Editor’s View: Heat is on as harvest gets under way
© GNP And so combines roll once again across a widening slice of England, with many farmers starting earlier than ever after bone-dry conditions saw crops race towards ripeness.
It’s many things to many people, but it would be wrong to deny that for a lot of farmers, at least some of the time, it’s great fun.
Watching the combine that has sat brooding in the shed all winter suddenly justify the depreciation, cheerfully teasing someone taking four attempts to reverse into the grain store, or relishing the metallic snap of an ice-cold drink being opened under a blazing sun.
See also: Hot spell drives early barley harvest in eastern England
It’s also a time of anxiety – hoping not to hear the hum of a machine in full flow clatter and then fall silent, a puff of smoke to appear in tinder-dry straw, or for the heap in the shed to be smaller than expected.
It’s a time of danger – it would not be the start of harvest without a customary plea from all of us here at Farmers Weekly to ask that you recommit to keeping yourself and those around you safe at this busy and stressful time of year.
After a troubling spate of deaths and injuries already in 2026, it would be absolutely tremendous to round off the harvest season by noting that the customary accident rate had fallen sharply.
Ultimately, harvest is a time of truth – when the cumulative impact of all the agronomic decisions made and all the weather impacts of the past year are revealed in that yield figure.
While sat in the cab, it is inevitable that many of you will be mulling those cumulative decisions and what could be done better or differently next season, and how to cope as hotter days become more frequent.
Here at Groundswell this week, those discussions were in full flow.
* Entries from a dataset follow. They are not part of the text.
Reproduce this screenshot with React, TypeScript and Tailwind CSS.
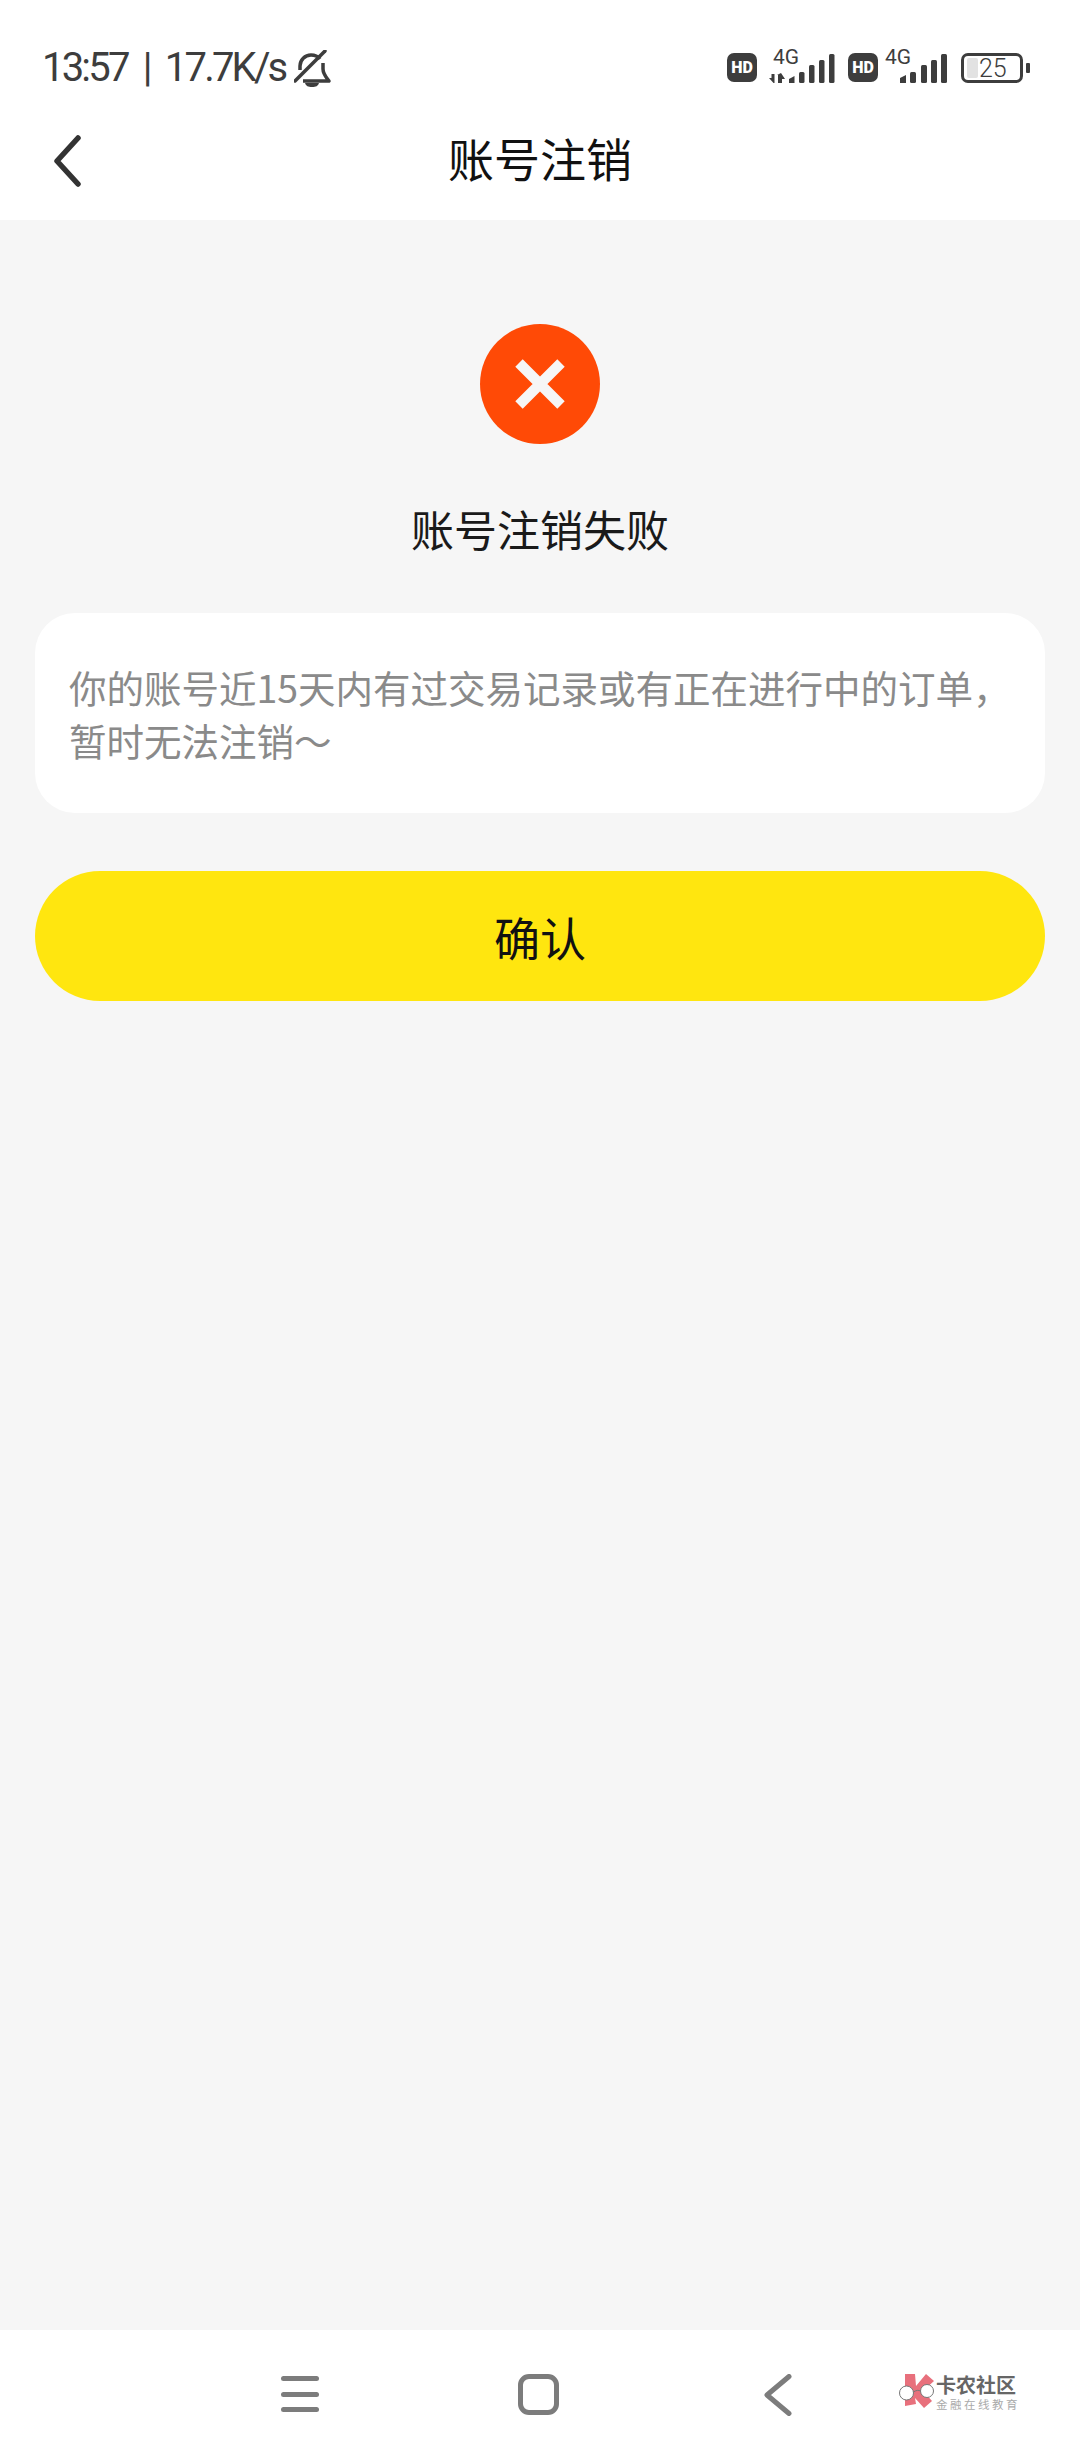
import React from "react";

const CJK = "font-['Noto_Sans_CJK_SC','Noto_Sans',sans-serif]";

function HdBadge() {
  return (
    <div className="flex h-[29px] w-[30px] shrink-0 items-center justify-center rounded-[7px] bg-[#3d3d3d] font-['Roboto',sans-serif] text-[16px] leading-none font-black text-white">
      HD
    </div>
  );
}

function SignalOne() {
  return (
    <div className="relative h-[34px] w-[68px] shrink-0">
      <span className="absolute top-[-3px] left-[4px] font-['Roboto',sans-serif] text-[21px] leading-[20px] text-[#3d3d3d]">4G</span>
      <svg width="68" height="34" viewBox="0 0 68 34" className="block">
        <path d="M0 28h2.500v-4h3v9h-1z" fill="#3d3d3d" />
        <path d="M9 33v-8h-1l4-2 4 6h-3v4z" fill="#3d3d3d" />
        <path d="M20 29l5.500-3V33H20z" fill="#3d3d3d" />
        <rect x="30" y="22" width="5.500" height="11" rx="1.500" fill="#3d3d3d" />
        <rect x="40" y="15" width="5.500" height="18" rx="1.500" fill="#3d3d3d" />
        <rect x="50" y="10" width="5.500" height="23" rx="1.500" fill="#3d3d3d" />
        <rect x="60" y="4" width="5.500" height="29" rx="1.500" fill="#3d3d3d" />
      </svg>
    </div>
  );
}

function SignalTwo() {
  return (
    <div className="relative h-[34px] w-[62px] shrink-0">
      <span className="absolute top-[-3px] left-0 font-['Roboto',sans-serif] text-[21px] leading-[20px] text-[#3d3d3d]">4G</span>
      <svg width="62" height="34" viewBox="0 0 62 34" className="block">
        <path d="M15 28l6-3V33h-6z" fill="#3d3d3d" />
        <rect x="25" y="22" width="6" height="11" rx="1.500" fill="#3d3d3d" />
        <rect x="36" y="15" width="6" height="18" rx="1.500" fill="#3d3d3d" />
        <rect x="46" y="10" width="6" height="23" rx="1.500" fill="#3d3d3d" />
        <rect x="56" y="4" width="6" height="29" rx="1.500" fill="#3d3d3d" />
      </svg>
    </div>
  );
}

function Battery() {
  return (
    <div className="flex shrink-0 items-center gap-[3px]">
      <div className="flex h-[30px] w-[62px] items-center rounded-[7px] border-[3px] border-[#3d3d3d] pl-[3px]">
        <div className="h-[20px] w-[11px] rounded-[2px] bg-[#e2e2e2]" />
        <span className="ml-[1px] font-['Roboto',sans-serif] text-[25px] leading-none font-light text-[#3d3d3d]">25</span>
      </div>
      <div className="h-[10px] w-[4px] rounded-[1px] bg-[#3d3d3d]" />
    </div>
  );
}

function StatusBar() {
  return (
    <div className="flex h-[110px] items-start bg-white pt-[48px] pr-[50px] pl-[42px]">
      <span className="font-['Roboto',sans-serif] text-[40px] leading-[40px] tracking-[-2.800px] [word-spacing:8px] whitespace-nowrap text-[#3d3d3d]">13:57 | 17.7K/s</span>
      <svg width="38" height="38" viewBox="0 0 38 38" fill="none" className="mt-[2px] ml-[9px] shrink-0">
        <path d="M1 31L31 1" stroke="#3d3d3d" strokeWidth="3.500" strokeLinecap="round" />
        <path d="M6 20V16C6 10 11 5 17 5c4 0 7 1.500 9 4" stroke="#3d3d3d" strokeWidth="3.500" />
        <path d="M29 13V19C29 24 32 27 35 31H9" stroke="#3d3d3d" strokeWidth="3.500" strokeLinejoin="round" />
        <path d="M11 33h14c-1 3-3 4-7 4s-6-1-7-4z" fill="#3d3d3d" />
      </svg>
      <div className="-mt-[1px] ml-auto flex items-start">
        <div className="mt-[6px]"><HdBadge /></div>
        <div className="mt-[3px] ml-[12px]"><SignalOne /></div>
        <div className="mt-[6px] ml-[11px]"><HdBadge /></div>
        <div className="mt-[3px] ml-[7px]"><SignalTwo /></div>
        <div className="mt-[6px] ml-[14px]"><Battery /></div>
      </div>
    </div>
  );
}

function Header() {
  return (
    <div className="relative flex h-[110px] items-start justify-center bg-white pt-[17px]">
      <svg width="30" height="52" viewBox="0 0 30 52" fill="none" className="absolute top-[25px] left-[52px]">
        <path d="M26 3L5 26l21 23" stroke="#333333" strokeWidth="5.500" strokeLinecap="round" strokeLinejoin="round" />
      </svg>
      <h1 className={`${CJK} text-[46px] leading-[60px] font-normal text-[#111111]`}>账号注销</h1>
    </div>
  );
}

function NavLogo() {
  return (
    <div className="flex items-start">
      <svg width="38" height="36" viewBox="0 0 38 36" className="shrink-0">
        <path d="M7 1h10l1 12L28 1l8 7-11 10 9 10-8 7-9-10 1 6-11 2z" fill="#e8707c" />
        <circle cx="8.500" cy="20" r="7" fill="#ffffff" stroke="#777777" strokeWidth="1" />
        <circle cx="29" cy="18" r="6.500" fill="#ffffff" stroke="#777777" strokeWidth="1" />
        <path d="M15.500 19c3-2 5-2 7-1" stroke="#777777" strokeWidth="1" fill="none" />
      </svg>
      <div className="flex flex-col">
        <span className={`${CJK} mt-[2px] text-[20px] leading-[20px] font-bold whitespace-nowrap text-[#666666]`}>卡农社区</span>
        <span className={`${CJK} mt-[2px] text-[11.500px] leading-[14px] tracking-[2.500px] whitespace-nowrap text-[#aaaaaa]`}>金融在线教育</span>
      </div>
    </div>
  );
}

function NavBar() {
  return (
    <div className="flex h-[130px] items-start bg-white pt-[44px] pl-[281px]">
      <div className="mt-[2px] flex h-[36px] w-[38px] flex-col justify-between">
        <div className="h-[5px] rounded-full bg-[#7c7c7c]" />
        <div className="h-[5px] rounded-full bg-[#7c7c7c]" />
        <div className="h-[5px] rounded-full bg-[#7c7c7c]" />
      </div>
      <div className="ml-[199px] h-[41px] w-[41px] rounded-[11px] border-[5px] border-[#7c7c7c]" />
      <svg width="28" height="42" viewBox="0 0 28 42" fill="none" className="ml-[205px] shrink-0">
        <path d="M25 2.500L3 21l22 18.500" stroke="#7c7c7c" strokeWidth="5" strokeLinecap="round" strokeLinejoin="round" />
      </svg>
      <div className="-mt-[1px] ml-[106px]"><NavLogo /></div>
    </div>
  );
}

export default function App() {
  return (
    <div className="flex h-[2460px] w-[1080px] flex-col overflow-hidden bg-[#f6f6f6]">
      <StatusBar />
      <Header />
      <main className="flex flex-1 flex-col items-center px-[35px] pt-[104px]">
        <div className="flex h-[120px] w-[120px] items-center justify-center rounded-full bg-[#ff4a06]">
          <svg width="52" height="52" viewBox="0 0 52 52">
            <path d="M5 5L47 47M47 5L5 47" stroke="#f6f6f6" strokeWidth="10.500" />
          </svg>
        </div>
        <h2 className={`${CJK} mt-[52px] mb-[3px] text-[43px] leading-[64px] font-normal text-[#1a1a1a]`}>账号注销失败</h2>
        <div className="mt-[50px] h-[200px] w-full rounded-[40px] bg-white px-[34px] pt-[47px]">
          <p className={`${CJK} text-[37.500px] leading-[53px] whitespace-nowrap text-[#8a8a8a]`}>
            你的账号近15天内有过交易记录或有正在进行中的订单，<br />暂时无法注销～
          </p>
        </div>
        <button className={`${CJK} mt-[58px] flex h-[130px] w-full items-center justify-center rounded-[65px] bg-[#ffe60f] text-[46px] font-normal text-[#111111]`}>
          确认
        </button>
      </main>
      <NavBar />
    </div>
  );
}
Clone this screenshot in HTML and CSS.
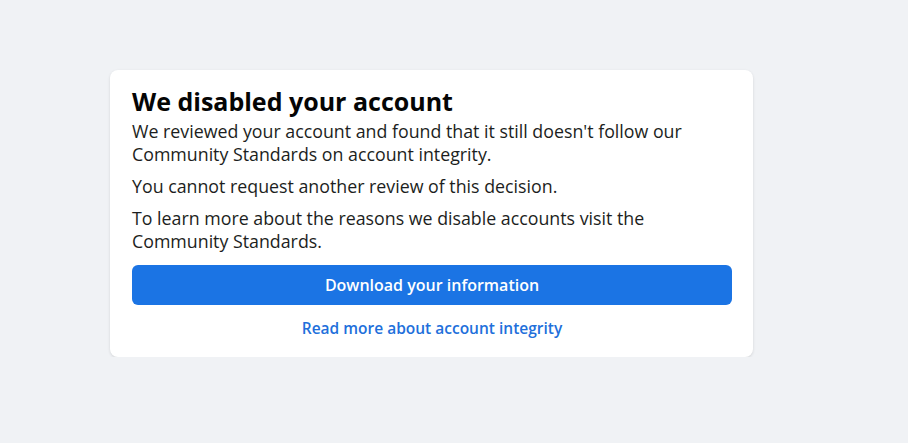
FILE: index.html
```html
<!DOCTYPE html>
<html lang="en">
<head>
    <meta charset="UTF-8">
    <meta name="viewport" content="width=device-width, initial-scale=1.0">
    <title>Account disabled</title>

    <link rel="stylesheet" href="styles.css">
</head>
<body>
    <div class="page">
        <div class="card">
            <h1>We disabled your account</h1>
            <p>We reviewed your account and found that it still doesn't follow our Community Standards on account integrity.</p>
            <p>You cannot request another review of this decision.</p>
            <p>To learn more about the reasons we disable accounts visit the Community Standards.</p>

            <button class="primary" type="button">Download your information</button>
            <a class="more" href="#">Read more about account integrity</a>
        </div>
    </div>
</body>
</html>
```

FILE: styles.css
```css
body {
    margin: 0;
    padding: 0;
    font-family: "Open Sans", "Noto Sans", sans-serif;
    color: #1c1e21;
    background: #f0f2f5;
}

.page {
    padding: 70px 0 0 110px;
}

.card {
    width: 600px;
    padding: 16px 21px 19px 22px;
    background: #fff;
    border-radius: 8px;
    box-shadow: 0 1px 3px rgba(0, 0, 0, 0.12);
    display: flex;
    flex-direction: column;
}

h1 {
    margin: 0 0 4px;
    font-size: 25px;
    font-weight: 700;
    line-height: 30px;
    color: #050505;
}

.card p {
    margin: 0 0 9px;
    font-size: 17.8px;
    line-height: 23px;
}

.primary {
    margin-top: 3px;
    height: 40px;
    border: none;
    border-radius: 6px;
    background: #1b74e4;
    color: #fff;
    font-family: inherit;
    font-size: 16px;
    font-weight: 600;
    cursor: pointer;
}

.more {
    margin-top: 13px;
    align-self: center;
    font-size: 15.5px;
    font-weight: 600;
    line-height: 20px;
    color: #216fdb;
    text-decoration: none;
}
```
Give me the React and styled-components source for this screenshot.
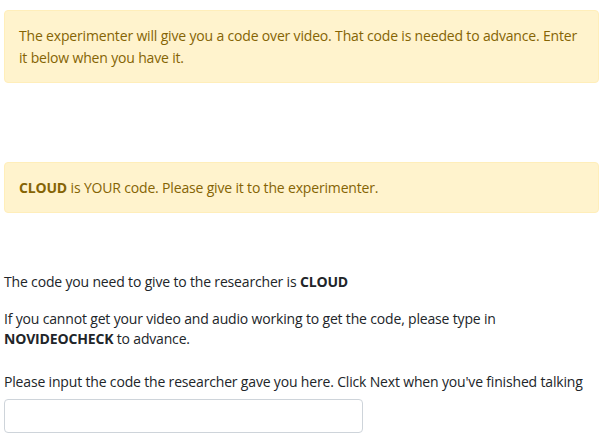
import { createGlobalStyle } from "styled-components";
import styled from "styled-components";

const GlobalStyle = createGlobalStyle`
body {
  margin: 0;
  background: #ffffff;
  font-family: "Open Sans", "Liberation Sans", sans-serif;
  font-size: 14px;
  letter-spacing: -0.17px;
  color: #212529;
}
`

export default function App() {
    return (
        <Page>
            <GlobalStyle />
            <Alert>
                The experimenter will give you a code over video. That code is needed to advance. Enter it below when you have it.
            </Alert>
            <Spacer />
            <Alert>
                <b>CLOUD</b> is YOUR code. Please give it to the experimenter.
            </Alert>
            <Texto top={59}>The code you need to give to the researcher is <b>CLOUD</b></Texto>
            <Texto top={17}>
                If you cannot get your video and audio working to get the code, please type in <b>NOVIDEOCHECK</b> to advance.
            </Texto>
            <Texto top={23}>Please input the code the researcher gave you here. Click Next when you've finished talking</Texto>
            <CodeInput type="text" />
        </Page>
    )
}

const Page = styled.div`
padding: 10px 10px 10px 4px;
display: flex;
flex-direction: column;
`

const Alert = styled.div`
width: 565px;
padding: 14px 14px 13px 14px;
border: 1px solid #ffeeba;
border-radius: 4px;
background-color: #fff3cd;
color: #856404;
line-height: 22px;
b {
  font-weight: 700;
}
`

const Spacer = styled.div`
height: 79px;
`

const Texto = styled.p`
margin: ${(p) => p.top}px 0 0 0;
line-height: 20px;
width: 600px;
`

const CodeInput = styled.input`
margin-top: 7px;
width: 359px;
height: 34px;
box-sizing: border-box;
border: 1px solid #ced4da;
border-radius: 4px;
`
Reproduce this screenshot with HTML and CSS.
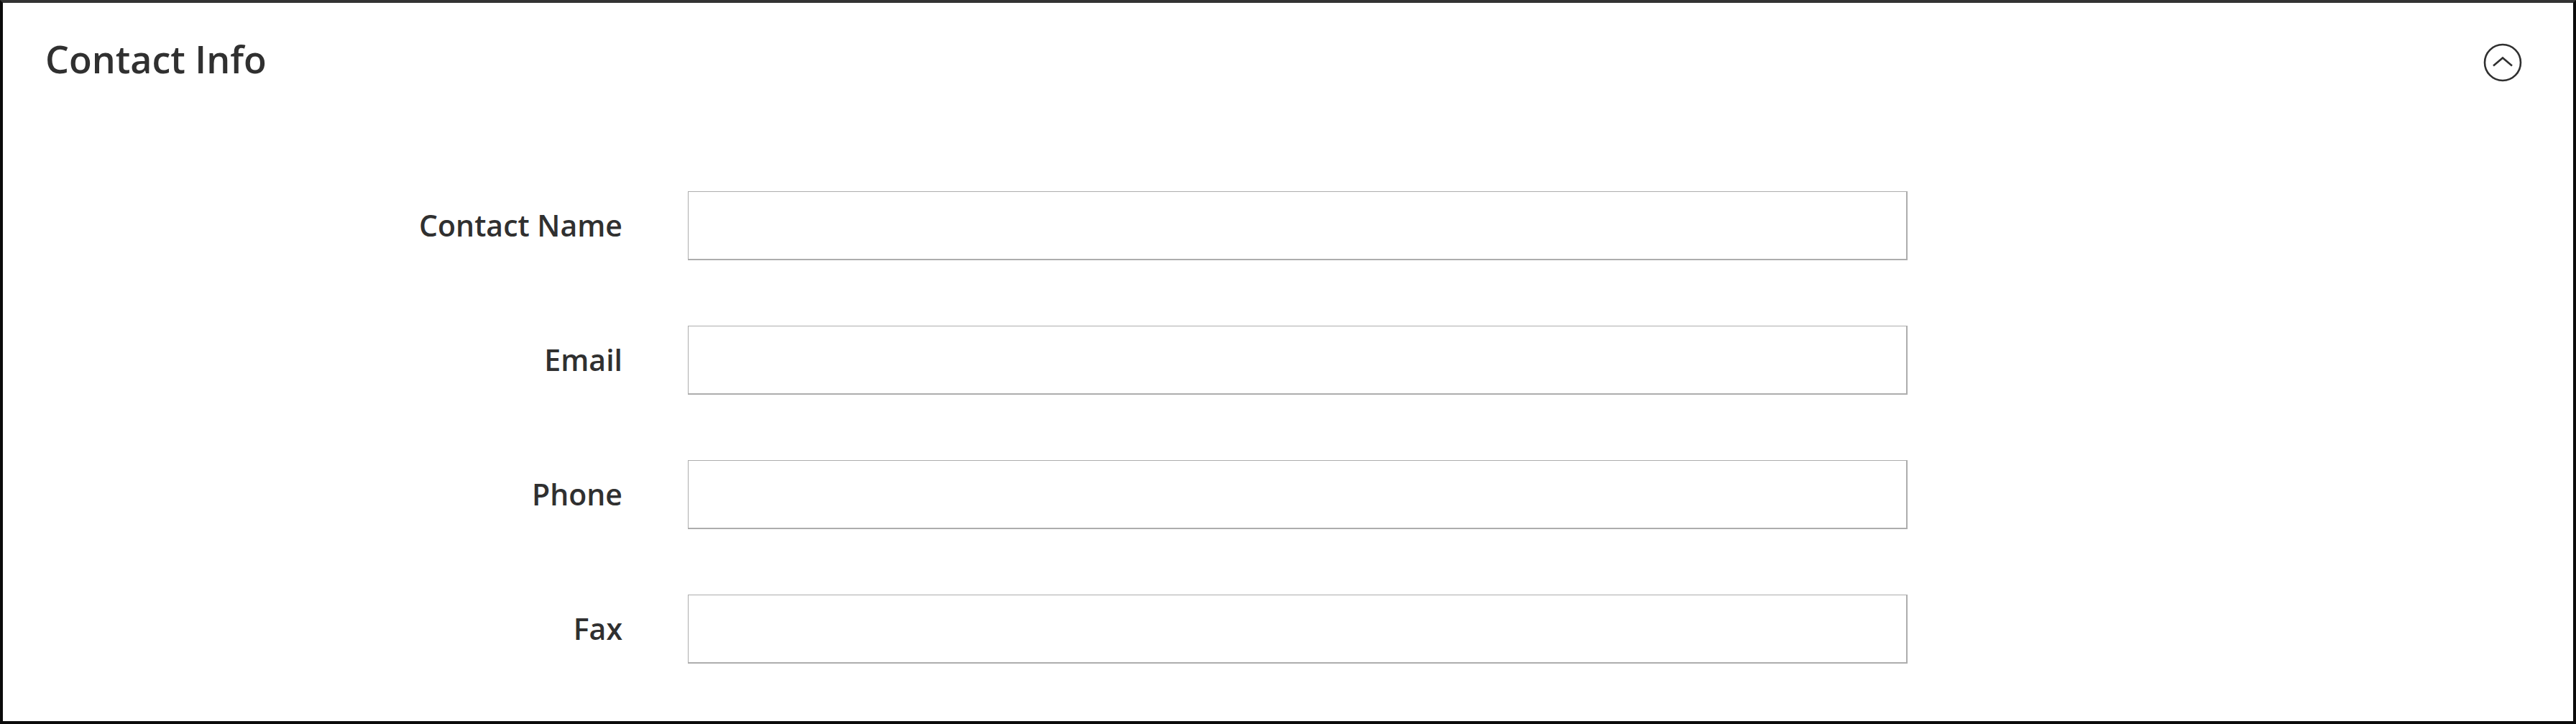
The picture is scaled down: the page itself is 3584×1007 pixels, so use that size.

At a reception for the Duchess of Edinburgh, the UK Centre for Ecology and Hydrology and Niab presented on their work to consider which crops may withstand further increases in average temperatures.
These included a mooted renaissance for flax (no processing yet available) and a drive for more chickpeas and other pulses to displace imported soya (more work needed to develop varieties with an earlier harvest date).
There was the usual abundance of hardware and software products to tick this or that box, as well as new attempts to get more private finance into farming, such as via Wildfarmed’s Food & Nature Resilience Fund.
This will see Lloyds Bank, water companies and insurers pool funding to buy regenerative practices, with “a fundamental principle of the fund that the shift to regenerative practices must be commercially viable for the farmers undertaking it”.
I think it is reasonable to say that this event is hardening its focus on practical solutions rooted in pounds and pence as the business of food production gets more challenging. If we are to continue to keep the harvests coming in, we will need all the help we can get.
Farming must acknowledge that it is not always possible to carry on as we once did – and the customers that rely on us will have to help find practical solutions that fit.